Exercise task> Work through the material below and count the lines holding the word "React"; give that count and nothing more.

Given material>
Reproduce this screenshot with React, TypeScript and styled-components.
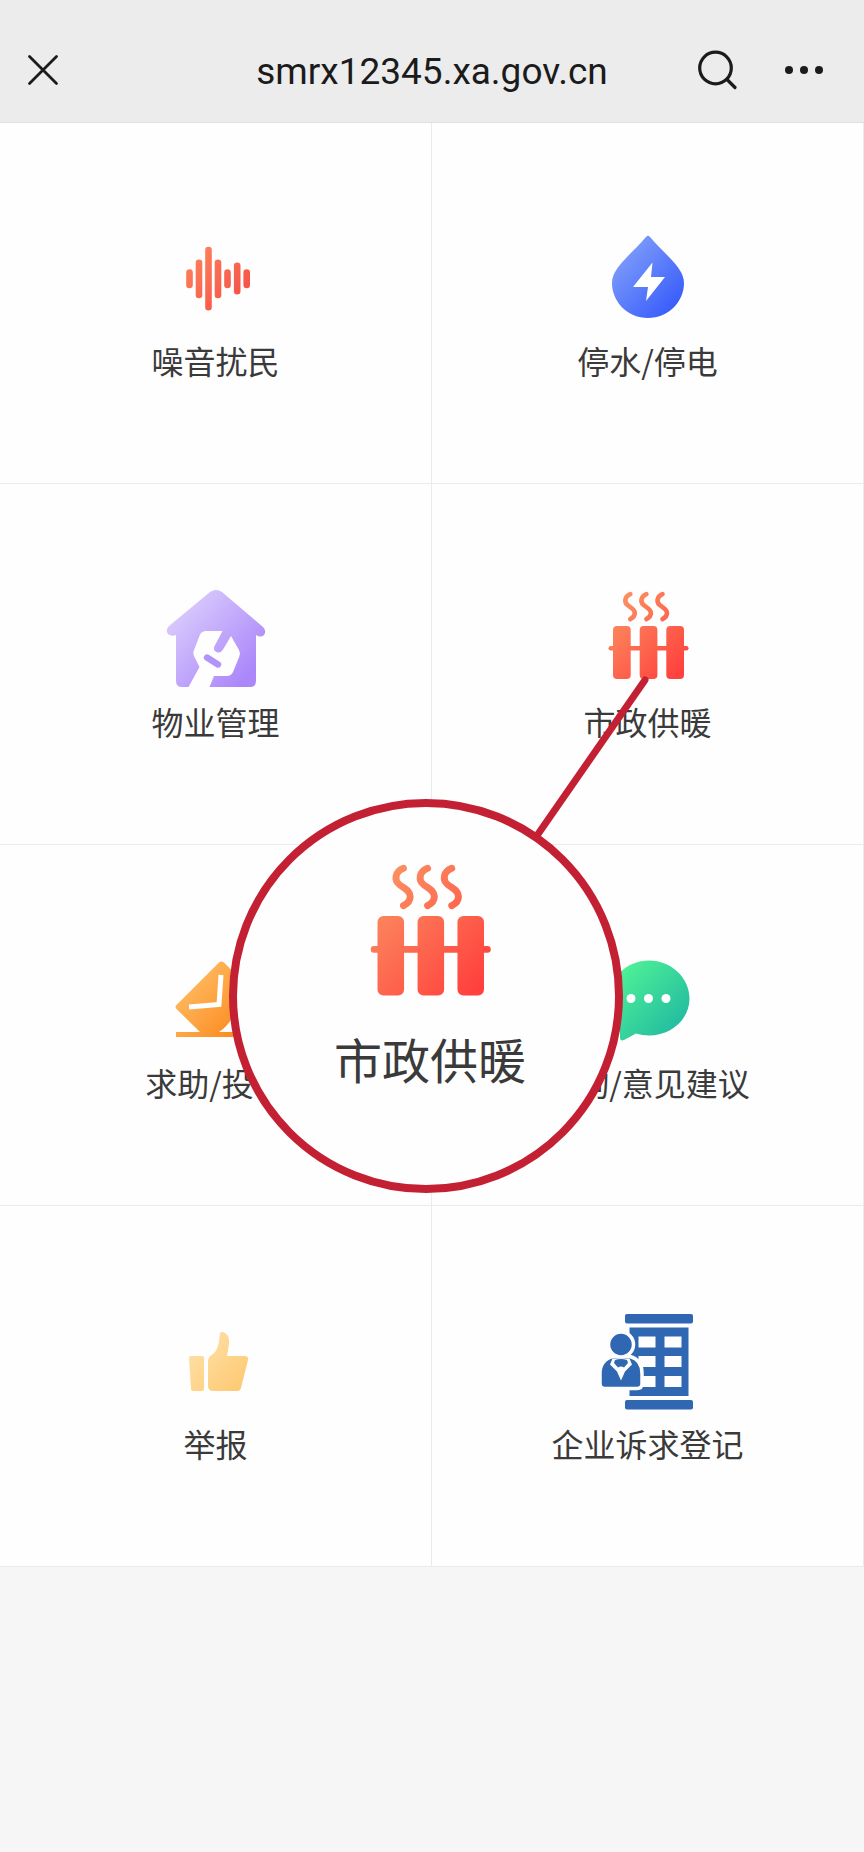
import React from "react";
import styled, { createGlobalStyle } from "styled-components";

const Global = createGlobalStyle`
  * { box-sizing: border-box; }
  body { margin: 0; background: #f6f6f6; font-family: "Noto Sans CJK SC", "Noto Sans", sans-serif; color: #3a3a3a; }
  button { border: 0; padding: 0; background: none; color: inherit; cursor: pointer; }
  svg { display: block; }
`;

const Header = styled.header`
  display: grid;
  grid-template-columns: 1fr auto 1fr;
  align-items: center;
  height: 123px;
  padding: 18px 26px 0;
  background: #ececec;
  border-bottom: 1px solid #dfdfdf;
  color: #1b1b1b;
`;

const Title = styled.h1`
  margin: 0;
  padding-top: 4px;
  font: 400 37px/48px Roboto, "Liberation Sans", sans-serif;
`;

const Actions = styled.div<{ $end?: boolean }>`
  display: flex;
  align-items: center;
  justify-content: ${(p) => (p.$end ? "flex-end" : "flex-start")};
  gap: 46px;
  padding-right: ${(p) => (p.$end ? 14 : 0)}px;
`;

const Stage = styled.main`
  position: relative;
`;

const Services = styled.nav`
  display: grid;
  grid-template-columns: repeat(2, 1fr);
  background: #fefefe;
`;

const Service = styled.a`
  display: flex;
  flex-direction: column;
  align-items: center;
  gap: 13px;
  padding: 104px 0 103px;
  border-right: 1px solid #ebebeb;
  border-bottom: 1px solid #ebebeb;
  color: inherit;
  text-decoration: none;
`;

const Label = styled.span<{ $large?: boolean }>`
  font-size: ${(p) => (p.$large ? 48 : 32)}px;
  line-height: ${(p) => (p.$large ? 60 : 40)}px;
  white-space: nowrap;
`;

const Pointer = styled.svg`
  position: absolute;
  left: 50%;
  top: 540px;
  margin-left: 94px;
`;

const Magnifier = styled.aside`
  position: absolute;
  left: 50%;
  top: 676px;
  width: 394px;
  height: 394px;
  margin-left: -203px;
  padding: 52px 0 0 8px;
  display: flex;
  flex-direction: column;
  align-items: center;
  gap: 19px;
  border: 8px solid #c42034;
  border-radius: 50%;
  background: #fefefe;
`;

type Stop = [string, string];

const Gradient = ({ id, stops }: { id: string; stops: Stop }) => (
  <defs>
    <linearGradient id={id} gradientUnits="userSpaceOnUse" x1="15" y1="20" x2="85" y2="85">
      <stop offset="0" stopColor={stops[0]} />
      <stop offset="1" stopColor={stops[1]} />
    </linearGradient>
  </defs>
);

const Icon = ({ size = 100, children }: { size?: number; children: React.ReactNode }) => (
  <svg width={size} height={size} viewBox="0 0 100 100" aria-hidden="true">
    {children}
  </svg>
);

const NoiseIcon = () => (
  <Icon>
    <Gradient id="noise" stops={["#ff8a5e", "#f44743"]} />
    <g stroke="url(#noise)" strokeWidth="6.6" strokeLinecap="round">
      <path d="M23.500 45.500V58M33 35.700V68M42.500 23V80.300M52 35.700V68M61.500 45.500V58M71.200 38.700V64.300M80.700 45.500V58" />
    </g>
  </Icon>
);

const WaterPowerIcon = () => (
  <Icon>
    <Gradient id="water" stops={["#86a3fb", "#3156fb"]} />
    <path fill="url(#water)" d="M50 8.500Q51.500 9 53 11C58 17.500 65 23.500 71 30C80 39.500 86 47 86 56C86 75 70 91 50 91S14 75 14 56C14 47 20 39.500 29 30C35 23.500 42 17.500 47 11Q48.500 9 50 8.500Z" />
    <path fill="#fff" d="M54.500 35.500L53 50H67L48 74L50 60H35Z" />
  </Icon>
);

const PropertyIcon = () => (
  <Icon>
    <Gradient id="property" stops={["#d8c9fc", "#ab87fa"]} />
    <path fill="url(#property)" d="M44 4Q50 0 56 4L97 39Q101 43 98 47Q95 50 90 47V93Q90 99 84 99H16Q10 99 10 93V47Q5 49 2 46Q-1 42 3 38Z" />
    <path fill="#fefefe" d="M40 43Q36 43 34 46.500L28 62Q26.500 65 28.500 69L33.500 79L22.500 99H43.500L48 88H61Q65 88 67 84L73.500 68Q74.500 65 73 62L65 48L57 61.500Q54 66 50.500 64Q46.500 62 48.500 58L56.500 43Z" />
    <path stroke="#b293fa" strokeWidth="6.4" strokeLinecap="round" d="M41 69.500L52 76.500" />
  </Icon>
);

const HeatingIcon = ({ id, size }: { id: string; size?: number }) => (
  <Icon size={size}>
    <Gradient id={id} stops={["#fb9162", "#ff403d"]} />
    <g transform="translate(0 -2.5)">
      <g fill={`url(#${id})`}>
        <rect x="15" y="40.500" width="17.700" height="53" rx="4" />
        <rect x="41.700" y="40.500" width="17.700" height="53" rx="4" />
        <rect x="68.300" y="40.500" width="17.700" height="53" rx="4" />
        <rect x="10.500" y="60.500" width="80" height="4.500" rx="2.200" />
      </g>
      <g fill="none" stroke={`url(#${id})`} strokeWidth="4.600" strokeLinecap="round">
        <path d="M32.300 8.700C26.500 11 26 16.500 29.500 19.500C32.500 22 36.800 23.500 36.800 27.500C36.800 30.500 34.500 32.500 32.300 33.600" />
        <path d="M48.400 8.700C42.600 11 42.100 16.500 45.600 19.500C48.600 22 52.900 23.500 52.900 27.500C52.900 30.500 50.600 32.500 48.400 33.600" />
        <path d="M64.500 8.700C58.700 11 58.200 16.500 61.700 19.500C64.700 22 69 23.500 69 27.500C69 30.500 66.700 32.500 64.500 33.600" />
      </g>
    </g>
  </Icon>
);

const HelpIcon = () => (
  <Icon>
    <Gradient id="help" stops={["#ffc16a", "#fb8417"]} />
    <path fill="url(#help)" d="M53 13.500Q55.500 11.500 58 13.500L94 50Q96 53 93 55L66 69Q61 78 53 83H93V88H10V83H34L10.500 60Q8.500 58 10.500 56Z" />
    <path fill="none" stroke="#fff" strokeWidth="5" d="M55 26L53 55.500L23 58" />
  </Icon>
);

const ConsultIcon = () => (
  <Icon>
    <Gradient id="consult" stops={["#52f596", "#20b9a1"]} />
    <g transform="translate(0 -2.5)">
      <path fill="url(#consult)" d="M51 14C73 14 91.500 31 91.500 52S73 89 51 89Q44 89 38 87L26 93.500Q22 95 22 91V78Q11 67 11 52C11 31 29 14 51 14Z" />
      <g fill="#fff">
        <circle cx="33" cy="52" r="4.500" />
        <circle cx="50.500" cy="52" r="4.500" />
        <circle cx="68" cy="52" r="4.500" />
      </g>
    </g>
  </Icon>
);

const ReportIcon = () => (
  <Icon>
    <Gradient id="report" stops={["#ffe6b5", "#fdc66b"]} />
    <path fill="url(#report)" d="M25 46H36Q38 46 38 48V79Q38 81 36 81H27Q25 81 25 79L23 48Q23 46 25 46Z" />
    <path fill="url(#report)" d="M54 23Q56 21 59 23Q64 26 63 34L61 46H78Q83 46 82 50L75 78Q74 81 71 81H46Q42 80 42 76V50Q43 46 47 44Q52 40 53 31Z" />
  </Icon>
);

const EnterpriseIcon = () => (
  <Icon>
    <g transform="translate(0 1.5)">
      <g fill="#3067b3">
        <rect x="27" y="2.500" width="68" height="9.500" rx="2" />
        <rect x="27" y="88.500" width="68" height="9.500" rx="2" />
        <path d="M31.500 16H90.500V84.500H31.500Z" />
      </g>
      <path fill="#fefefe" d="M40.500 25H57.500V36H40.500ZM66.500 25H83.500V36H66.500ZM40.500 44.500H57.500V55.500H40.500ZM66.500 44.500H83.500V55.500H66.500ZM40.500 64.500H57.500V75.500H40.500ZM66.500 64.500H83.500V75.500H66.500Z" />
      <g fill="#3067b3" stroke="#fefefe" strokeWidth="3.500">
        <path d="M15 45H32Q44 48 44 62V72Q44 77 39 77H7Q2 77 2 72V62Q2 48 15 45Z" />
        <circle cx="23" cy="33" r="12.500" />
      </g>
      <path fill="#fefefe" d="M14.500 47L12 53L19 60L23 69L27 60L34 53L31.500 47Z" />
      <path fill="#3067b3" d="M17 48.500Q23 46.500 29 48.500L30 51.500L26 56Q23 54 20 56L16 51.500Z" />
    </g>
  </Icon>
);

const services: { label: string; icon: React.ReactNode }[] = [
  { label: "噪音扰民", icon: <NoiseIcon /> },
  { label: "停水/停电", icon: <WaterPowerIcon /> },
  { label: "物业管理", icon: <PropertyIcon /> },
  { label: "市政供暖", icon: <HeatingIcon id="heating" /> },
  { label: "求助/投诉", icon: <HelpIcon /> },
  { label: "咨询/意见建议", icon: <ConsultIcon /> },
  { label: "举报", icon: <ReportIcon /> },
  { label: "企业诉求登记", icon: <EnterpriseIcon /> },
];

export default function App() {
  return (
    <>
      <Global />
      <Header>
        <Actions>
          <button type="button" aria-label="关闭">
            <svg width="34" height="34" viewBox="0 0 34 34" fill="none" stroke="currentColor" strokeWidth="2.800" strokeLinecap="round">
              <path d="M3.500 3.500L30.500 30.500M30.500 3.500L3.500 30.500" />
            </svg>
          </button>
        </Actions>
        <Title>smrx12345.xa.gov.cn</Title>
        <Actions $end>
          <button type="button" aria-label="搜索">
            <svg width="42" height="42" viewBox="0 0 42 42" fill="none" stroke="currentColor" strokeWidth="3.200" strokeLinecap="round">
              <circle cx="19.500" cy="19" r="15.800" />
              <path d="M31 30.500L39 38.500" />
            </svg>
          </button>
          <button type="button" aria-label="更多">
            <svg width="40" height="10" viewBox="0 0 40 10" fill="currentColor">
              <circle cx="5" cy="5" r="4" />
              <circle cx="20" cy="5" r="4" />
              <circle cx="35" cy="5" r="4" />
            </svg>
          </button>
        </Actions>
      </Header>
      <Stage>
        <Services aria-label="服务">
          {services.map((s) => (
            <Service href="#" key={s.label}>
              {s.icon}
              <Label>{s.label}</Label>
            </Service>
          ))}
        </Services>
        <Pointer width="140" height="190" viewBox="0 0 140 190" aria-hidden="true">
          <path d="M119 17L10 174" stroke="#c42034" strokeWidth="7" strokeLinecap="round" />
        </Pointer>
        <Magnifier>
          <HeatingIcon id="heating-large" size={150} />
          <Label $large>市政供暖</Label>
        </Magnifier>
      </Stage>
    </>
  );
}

Output of the task> 4